1. He is officially – and unofficially – a Master of Wine. Bob Betz is one of 370 individuals in the world who holds a Master of Wine (MW) degree. Many in the wine industry (myself included) believe that the MW designation is the most respected title in the world of wine. Bob achieved this in 1998 and received two additional awards upon successfully completing the program: the Villa Maria Award for the highest scores on the viticultural exam, and the Robert Mondavi Award for the highest overall score in all theory exams.

2. He helped put Washington wine on the world wine map . . . In 1975 – when there were only eight wineries in Washington (there are now over 900!) – Bob was hired at Chateau Ste. Michelle. He was employed at the winery for 28 years, working in nearly every division of the company, before retiring in 2003 as Vice President of Winemaking Research.  Chateau Ste. Michelle is now the second-largest premium American wine brand sold in the United States, trailing only California’s Kendall Jackson.

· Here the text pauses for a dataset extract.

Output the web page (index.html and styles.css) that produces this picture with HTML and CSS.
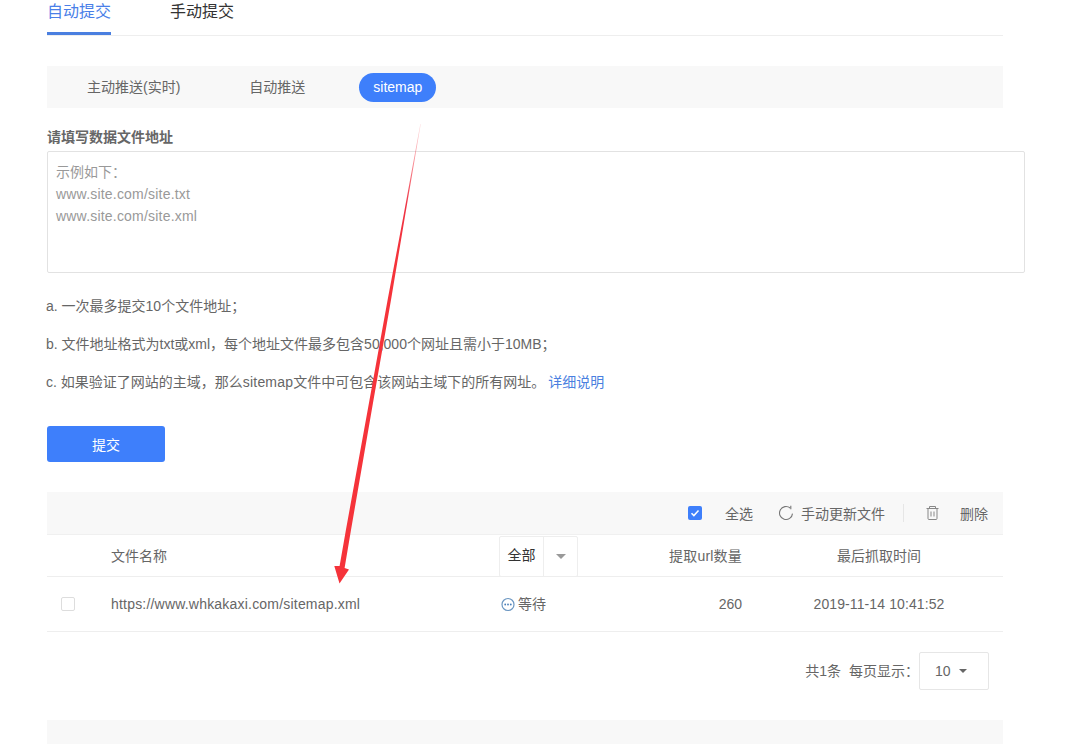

3. and conversely helped bring the world of wine to Washington. One of Bob’s many roles while at Chateau Ste. Michelle was Managing Director of Col Solare. Established in 1995, Col Solare is a partnership between Chateau Ste. Michelle and Marchesi Antinori created to “produce a Washington wine with an Italian soul”. While Chateau Ste. Michelle recently turned 50 – a big achievement in the Washington wine world – the Antinori family has been making wine for over 625 years!

Col Solare
View from Col Solare on Red Mountain, Washington

One of the most coveted items at the Auction of Washington Wines – the annual charitable gala recognizing the best and brightest in the industry – is a trip to Italy with Bob and his wife Cathy.  If you guessed that experiencing the Antinori family’s iconic estates firsthand with a Master is on my bucket list, you would be right!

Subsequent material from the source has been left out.